Defined by categories:

  • Affordable Housing shall mean a dwelling unit, owner-occupied and/or rental housing with a purchase cost, value, or monthly rental, equal to or less than the amounts established by the applicable standards for those individuals whose income is at or below 60% of AMI, as published by the US Department of Housing and Urban Development and certified by the Department of Community and Economic Development.
  • Attainable Mixed-Income Housing shall mean a development completely comprised of Extremely Low Income Housing, Affordable Housing, and Workforce Housing; and may be subject to density bonuses.
  • Extremely Low Income Housing shall mean a dwelling unit, owner-occupied and/or rental housing with a purchase cost, value, or monthly rental, equal to or less than the amounts established by the applicable standards for those individuals whose income is at or below 30% of AMI.
  • Workforce housing shall mean a dwelling unit, owner-occupied and/or rental housing with a purchase cost, value, or monthly rental equal to or less than the amounts established by the applicable standards for those individuals whose income is between 60% to 140% of AMI.

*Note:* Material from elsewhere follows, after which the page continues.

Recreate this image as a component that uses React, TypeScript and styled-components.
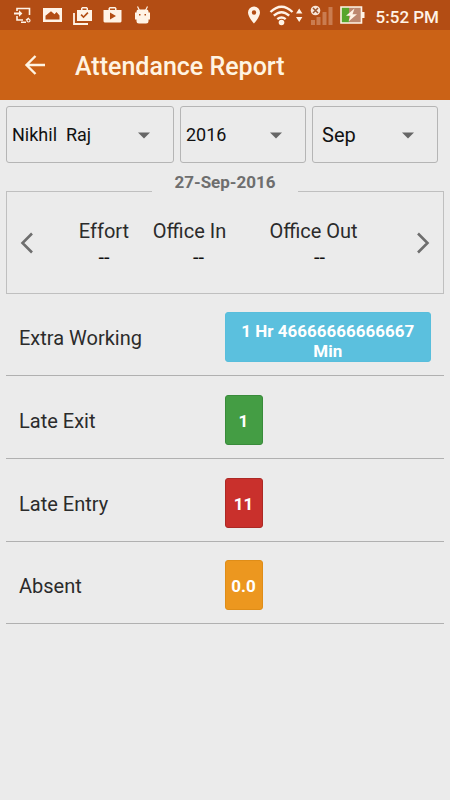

Parking requirements for those units that qualify as affordable or attainable mixed-income housing may be reduced under certain conditions under the proposal.

Brickell View Terrace, developed by Pinnacle Housing Group at 940 SW First Ave., is the first mixed-income development in the city.

The $59 million development features 176 one-, two- and three-bedroom units, 100 of which are affordable to households at 60% AMI or below.

The project’s leasing office received 7,500 applications in 12 days for the affordable units, a dramatic reminder of the demand for affordable housing in Miami.

Funding for Brickell View Terrace was provided by the City of Miami, Miami-Dade County, the State of Florida and Citibank.

3 Responses to Miami moves to more incentives for affordable housing

  1. Frank

    November 4, 2016 at 10:43 pm

    So all you need is funding from the city, the county, the state, and private banks looking to dispense goodwill… Gee, I wonder why there aren’t more affordable housing units?

  2. Frank

    November 5, 2016 at 11:43 pm

    All you need for affordable housing are subsidies from the city, the county, the state and private banks. That’s basically asking for the planets to align

  3. Caridad Perez

    November 12, 2016 at 5:39 pm

    I think this is a great move. Providing affordable housing to a low income family can be a path to upward mobility. I am very grateful that my family qualified for an apartment in a housing project in NYC . It was 1963 and my father had a steady job as the Vegetable Cook in a college men’s club; but, as with many of the low income workers his aspirations were placed on his two children getting a good education and rising up the economic ladder. Affordable rent payments gave my family that needed measure of security and confidence in the future. We did not disappoint and got a good education, eventually moving our parents out of the project, making room for a new family.

    One pressing concern though is the immediate urgency of helping the extremely low income keep a roof over their heads. There is no margin for error in these lives. A car breaking down, a fire can send these people into a downward spiral. I put myself in this position; it could easily have happened to my family with the rents today.